Some reading on points 3 and 4:

Compensation for Takings: How Much Is Just

(p. 725) In determining the amount of compensation that is just, courts have established the market value of the taken property as the central guide.

(p. 728) The Court considers the prices paid by willing buyers and accepted by willing sellers for comparable property on an open market to be the best evidence of the taken property's market value.



Taken together, these establish that the most that a holder of a publicly traded share can lose via a government taking is the price of that share just before the taking happened.

Judge Wheeler's Starr/AIG Opinion

(p. 65) Common sense suggests that the Government should return to AIG’s shareholders the $22.7 billion in revenue it received from selling the AIG common stock it illegally exacted from the shareholders for virtually nothing. However, case law construing “just compensation” under the Fifth Amendment holds that the Court must look to the property owner’s loss, not to the Government’s gain. Brown v. Legal Found. of Wash., 538 U.S. 216, 235-36 (2003) (The “‘just compensation’ required by the Fifth Amendment is measured by the property owner’s loss rather than the [G]overnment’s gain.”); Kimball Laundry Co. v. United States, 338 U.S. 1, 5 (1949) (“Because gain to the taker . . . may be wholly unrelated to the deprivation imposed upon the owner, it must also be rejected as a measure of public obligation to requite for that deprivation.”); United States v. Miller, 317 U.S. 369, 375 (1943) (“Since the owner is to receive no more than indemnity for his loss, his award cannot be enhanced by any gain to the taker.”); Boston Chamber of Commerce v. Boston, 217 U.S. 189, 195 (1910) (Holmes, J.) (“And the question is, What has the owner lost? not, What has the taker gained?”).

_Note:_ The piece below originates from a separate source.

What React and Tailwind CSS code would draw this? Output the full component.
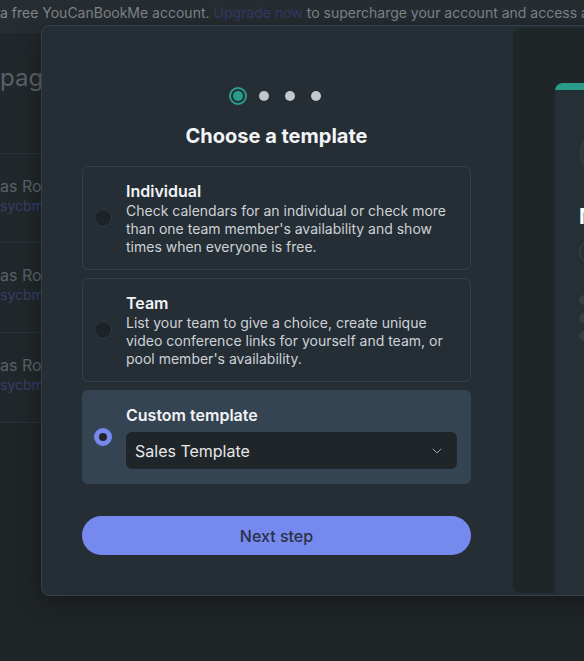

Not one, not two, not three, but four Supreme Court cases cited supporting my argument. Add on footnote 32 from the TAMU paper on page 728 (citing the Supreme Court's Lutheran Synod opinion) and you get five.

Again, what Treasury later gains from the sale of the warrant shares means NOTHING WHATSOEVER when it comes to a taking award. If the commons close at $2 the day before the warrants are exercised, the only taking Treasury is liable for is the drop in share price from that point. And if the share price somehow goes up, there are no damages at all!

Got legal theories no plaintiff has tried? File your own lawsuit or shut up.